■ **Problem**: Scan the records for the word "page". Copy each line that includes it.

■ **Material provided**:
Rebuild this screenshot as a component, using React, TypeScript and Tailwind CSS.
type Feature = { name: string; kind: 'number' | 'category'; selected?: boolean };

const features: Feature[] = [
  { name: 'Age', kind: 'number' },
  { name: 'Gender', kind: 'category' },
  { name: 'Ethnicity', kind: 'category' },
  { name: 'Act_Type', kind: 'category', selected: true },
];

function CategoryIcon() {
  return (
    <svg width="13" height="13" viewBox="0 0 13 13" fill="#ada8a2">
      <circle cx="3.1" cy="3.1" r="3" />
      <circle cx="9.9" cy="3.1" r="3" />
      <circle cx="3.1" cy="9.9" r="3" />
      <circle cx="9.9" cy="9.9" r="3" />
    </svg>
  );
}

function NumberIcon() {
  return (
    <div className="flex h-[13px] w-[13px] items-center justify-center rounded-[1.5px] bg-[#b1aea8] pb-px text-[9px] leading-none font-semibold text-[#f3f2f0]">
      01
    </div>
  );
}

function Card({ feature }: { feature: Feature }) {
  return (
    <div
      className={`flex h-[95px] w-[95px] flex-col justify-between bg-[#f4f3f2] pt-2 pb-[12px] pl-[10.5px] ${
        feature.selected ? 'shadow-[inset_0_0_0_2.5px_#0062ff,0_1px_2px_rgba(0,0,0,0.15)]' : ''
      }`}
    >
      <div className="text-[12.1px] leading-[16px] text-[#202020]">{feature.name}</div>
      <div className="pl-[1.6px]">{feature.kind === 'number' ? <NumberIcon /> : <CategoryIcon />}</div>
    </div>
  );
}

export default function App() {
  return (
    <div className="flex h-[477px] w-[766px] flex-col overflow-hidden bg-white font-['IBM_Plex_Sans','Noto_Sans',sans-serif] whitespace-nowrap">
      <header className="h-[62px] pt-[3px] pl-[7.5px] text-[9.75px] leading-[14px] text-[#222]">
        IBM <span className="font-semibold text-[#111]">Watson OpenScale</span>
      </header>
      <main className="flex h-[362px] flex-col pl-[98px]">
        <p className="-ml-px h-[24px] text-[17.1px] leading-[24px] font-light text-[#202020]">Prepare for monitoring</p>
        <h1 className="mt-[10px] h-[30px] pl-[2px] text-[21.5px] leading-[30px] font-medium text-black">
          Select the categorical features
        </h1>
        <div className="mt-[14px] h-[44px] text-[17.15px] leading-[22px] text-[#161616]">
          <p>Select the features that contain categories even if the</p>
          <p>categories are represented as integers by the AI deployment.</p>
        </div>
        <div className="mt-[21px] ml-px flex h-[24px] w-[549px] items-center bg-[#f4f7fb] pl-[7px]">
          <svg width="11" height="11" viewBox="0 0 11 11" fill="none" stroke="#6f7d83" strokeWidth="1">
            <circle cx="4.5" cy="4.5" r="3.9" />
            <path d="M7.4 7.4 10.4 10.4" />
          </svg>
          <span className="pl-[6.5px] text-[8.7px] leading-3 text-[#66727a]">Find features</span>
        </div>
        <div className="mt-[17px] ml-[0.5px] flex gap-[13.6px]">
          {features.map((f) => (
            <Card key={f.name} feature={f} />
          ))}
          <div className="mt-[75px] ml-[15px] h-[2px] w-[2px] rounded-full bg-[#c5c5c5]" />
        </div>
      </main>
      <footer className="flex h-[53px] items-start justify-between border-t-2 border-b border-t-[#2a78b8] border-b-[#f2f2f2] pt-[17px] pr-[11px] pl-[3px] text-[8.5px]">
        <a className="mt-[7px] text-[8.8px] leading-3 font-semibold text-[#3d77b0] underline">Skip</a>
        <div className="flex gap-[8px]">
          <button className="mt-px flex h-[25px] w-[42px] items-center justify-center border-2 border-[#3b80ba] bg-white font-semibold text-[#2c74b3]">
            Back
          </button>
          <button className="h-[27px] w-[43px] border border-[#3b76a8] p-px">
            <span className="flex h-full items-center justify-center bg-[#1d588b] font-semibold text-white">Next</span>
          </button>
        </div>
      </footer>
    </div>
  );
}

* * *

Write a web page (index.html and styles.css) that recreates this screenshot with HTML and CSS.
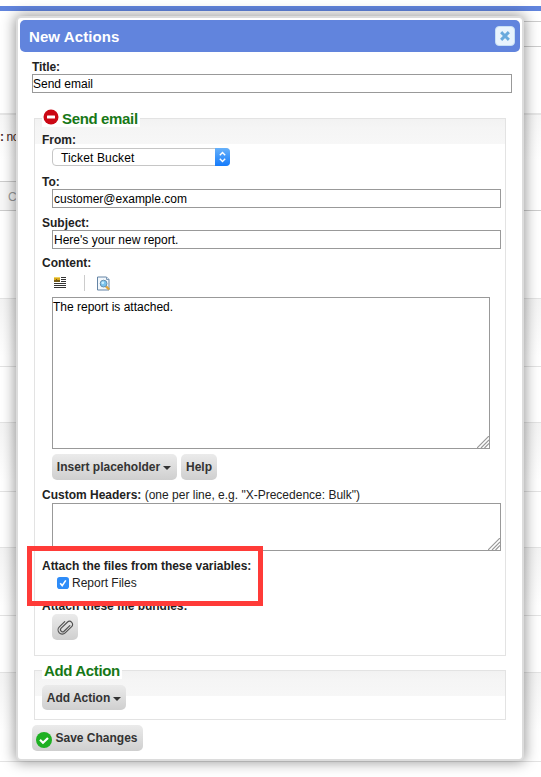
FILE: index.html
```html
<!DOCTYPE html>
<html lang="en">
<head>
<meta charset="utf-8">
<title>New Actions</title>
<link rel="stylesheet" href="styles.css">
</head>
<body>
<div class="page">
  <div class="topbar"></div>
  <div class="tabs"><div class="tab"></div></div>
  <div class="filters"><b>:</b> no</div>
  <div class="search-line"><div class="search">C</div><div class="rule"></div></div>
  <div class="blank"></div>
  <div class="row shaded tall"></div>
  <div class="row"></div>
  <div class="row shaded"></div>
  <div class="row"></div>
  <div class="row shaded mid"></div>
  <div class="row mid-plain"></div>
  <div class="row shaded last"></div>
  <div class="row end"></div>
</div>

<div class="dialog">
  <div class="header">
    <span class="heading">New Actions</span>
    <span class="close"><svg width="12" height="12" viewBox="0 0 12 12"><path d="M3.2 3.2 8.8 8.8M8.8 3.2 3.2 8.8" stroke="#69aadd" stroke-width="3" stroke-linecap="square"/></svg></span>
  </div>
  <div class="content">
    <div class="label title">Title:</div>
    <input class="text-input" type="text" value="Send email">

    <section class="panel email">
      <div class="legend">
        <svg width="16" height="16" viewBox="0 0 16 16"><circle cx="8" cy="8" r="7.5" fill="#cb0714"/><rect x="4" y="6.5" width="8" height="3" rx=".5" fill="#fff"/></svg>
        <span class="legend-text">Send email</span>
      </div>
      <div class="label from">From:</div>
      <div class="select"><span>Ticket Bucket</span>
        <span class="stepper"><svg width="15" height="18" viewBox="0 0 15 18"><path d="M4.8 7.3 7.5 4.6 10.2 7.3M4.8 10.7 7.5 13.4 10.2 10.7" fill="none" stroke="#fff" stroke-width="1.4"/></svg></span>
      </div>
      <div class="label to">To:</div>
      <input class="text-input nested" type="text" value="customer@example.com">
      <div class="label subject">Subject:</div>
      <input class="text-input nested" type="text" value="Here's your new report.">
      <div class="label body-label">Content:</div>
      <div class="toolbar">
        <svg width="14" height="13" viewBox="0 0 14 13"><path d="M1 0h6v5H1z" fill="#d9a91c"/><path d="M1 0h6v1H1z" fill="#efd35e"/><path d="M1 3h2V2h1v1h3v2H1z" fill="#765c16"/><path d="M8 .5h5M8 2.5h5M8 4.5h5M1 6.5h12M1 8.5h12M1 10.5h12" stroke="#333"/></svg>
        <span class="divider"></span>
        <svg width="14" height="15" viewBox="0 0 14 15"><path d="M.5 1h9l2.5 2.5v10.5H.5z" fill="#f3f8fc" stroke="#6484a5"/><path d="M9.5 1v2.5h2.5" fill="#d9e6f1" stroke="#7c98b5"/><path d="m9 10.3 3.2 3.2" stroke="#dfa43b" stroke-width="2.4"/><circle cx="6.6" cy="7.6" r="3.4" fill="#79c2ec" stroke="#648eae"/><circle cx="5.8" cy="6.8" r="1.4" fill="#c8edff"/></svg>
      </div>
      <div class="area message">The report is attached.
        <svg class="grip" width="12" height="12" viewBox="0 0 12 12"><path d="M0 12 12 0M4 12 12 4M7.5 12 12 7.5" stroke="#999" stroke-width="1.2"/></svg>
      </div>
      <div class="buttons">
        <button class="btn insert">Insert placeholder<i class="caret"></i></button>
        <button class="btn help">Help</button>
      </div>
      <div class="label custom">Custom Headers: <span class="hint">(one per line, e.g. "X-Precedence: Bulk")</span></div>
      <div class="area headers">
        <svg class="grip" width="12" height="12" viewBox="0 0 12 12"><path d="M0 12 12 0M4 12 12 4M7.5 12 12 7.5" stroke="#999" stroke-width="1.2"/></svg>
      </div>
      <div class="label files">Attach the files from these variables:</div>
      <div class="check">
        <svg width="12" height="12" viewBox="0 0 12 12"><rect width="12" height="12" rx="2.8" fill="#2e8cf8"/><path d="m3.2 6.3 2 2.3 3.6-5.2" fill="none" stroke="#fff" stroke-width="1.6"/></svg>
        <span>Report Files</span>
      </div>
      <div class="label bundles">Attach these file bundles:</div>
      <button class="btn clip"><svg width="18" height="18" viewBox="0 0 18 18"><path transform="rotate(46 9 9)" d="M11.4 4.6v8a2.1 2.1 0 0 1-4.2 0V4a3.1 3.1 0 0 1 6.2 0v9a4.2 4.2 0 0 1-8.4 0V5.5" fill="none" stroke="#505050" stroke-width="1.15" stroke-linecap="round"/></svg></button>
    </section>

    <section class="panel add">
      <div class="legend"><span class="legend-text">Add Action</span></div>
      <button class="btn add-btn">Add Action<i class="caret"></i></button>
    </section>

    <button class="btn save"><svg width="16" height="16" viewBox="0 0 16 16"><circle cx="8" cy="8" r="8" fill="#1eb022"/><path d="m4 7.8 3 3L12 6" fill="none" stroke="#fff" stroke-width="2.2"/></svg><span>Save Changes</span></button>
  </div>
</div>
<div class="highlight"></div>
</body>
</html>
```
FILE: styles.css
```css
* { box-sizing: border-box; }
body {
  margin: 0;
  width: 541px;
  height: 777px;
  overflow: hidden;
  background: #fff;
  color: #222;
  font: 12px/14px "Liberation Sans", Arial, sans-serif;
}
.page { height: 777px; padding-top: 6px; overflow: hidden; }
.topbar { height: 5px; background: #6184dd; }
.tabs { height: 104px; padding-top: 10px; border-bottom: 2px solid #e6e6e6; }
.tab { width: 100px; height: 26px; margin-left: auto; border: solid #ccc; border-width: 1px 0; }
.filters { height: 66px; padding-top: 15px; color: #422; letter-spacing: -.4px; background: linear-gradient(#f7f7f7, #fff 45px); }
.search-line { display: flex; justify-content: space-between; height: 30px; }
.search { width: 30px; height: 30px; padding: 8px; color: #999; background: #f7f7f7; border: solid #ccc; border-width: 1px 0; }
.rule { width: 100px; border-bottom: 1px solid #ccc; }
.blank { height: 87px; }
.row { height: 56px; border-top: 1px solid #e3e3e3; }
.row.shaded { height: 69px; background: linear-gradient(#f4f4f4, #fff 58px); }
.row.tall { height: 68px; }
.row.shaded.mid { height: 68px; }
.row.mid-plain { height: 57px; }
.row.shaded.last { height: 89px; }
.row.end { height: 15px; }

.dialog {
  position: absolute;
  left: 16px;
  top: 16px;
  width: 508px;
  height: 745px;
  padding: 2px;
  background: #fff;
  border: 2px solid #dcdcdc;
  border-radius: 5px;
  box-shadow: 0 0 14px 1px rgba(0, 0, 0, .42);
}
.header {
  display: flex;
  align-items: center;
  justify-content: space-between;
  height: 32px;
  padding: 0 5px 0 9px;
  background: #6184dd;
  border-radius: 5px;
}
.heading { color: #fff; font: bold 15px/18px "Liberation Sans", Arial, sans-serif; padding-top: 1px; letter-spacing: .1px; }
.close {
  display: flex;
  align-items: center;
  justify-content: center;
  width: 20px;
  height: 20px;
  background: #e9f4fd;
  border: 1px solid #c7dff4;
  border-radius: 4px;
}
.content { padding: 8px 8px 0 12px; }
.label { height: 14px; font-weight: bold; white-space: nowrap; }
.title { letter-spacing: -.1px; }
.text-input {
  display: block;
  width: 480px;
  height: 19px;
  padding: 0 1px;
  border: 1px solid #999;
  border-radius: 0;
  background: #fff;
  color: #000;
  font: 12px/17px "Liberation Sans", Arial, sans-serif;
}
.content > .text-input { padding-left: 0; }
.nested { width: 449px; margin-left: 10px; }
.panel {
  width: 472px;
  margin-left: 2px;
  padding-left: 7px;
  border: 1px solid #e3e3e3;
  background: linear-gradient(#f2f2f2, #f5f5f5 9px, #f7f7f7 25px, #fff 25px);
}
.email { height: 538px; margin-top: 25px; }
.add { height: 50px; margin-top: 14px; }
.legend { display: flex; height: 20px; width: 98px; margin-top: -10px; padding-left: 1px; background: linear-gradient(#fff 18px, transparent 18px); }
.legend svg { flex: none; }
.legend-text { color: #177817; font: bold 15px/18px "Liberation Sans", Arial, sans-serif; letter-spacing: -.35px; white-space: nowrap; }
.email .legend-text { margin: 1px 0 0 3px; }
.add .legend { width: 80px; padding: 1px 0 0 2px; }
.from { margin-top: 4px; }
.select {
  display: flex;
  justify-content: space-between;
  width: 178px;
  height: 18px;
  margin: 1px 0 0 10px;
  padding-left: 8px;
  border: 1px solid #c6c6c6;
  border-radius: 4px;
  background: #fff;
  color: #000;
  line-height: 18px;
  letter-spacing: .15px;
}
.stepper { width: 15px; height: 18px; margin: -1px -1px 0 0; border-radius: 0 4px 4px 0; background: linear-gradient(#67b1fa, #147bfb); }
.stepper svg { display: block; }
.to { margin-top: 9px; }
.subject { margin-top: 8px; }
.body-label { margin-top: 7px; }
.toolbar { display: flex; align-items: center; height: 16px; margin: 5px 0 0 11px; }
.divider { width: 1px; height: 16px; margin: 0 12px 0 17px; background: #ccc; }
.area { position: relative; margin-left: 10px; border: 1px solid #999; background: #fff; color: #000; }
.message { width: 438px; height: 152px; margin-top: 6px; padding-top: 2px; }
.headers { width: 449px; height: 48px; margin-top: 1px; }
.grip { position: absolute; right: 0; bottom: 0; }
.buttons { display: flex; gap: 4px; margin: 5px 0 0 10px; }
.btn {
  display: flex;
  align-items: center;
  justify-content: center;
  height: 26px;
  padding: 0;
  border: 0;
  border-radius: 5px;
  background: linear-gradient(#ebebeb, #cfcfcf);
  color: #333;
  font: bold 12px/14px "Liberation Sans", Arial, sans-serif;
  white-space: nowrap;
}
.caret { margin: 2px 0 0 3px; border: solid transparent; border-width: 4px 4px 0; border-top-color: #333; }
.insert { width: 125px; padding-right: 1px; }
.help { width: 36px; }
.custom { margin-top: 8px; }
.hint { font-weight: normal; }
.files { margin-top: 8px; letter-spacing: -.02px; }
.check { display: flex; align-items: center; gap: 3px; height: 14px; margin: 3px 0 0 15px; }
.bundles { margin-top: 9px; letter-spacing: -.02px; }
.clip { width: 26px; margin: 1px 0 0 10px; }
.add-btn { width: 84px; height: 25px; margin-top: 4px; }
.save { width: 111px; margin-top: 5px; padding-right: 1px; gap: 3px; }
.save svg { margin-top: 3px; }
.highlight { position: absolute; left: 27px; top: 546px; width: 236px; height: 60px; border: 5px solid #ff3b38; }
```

■ **Exercise solution**:
Write a web page (index.html and styles.css) that recreates this screenshot with HTML and CSS.
<div class="page">
.page { height: 777px; padding-top: 6px; overflow: hidden; }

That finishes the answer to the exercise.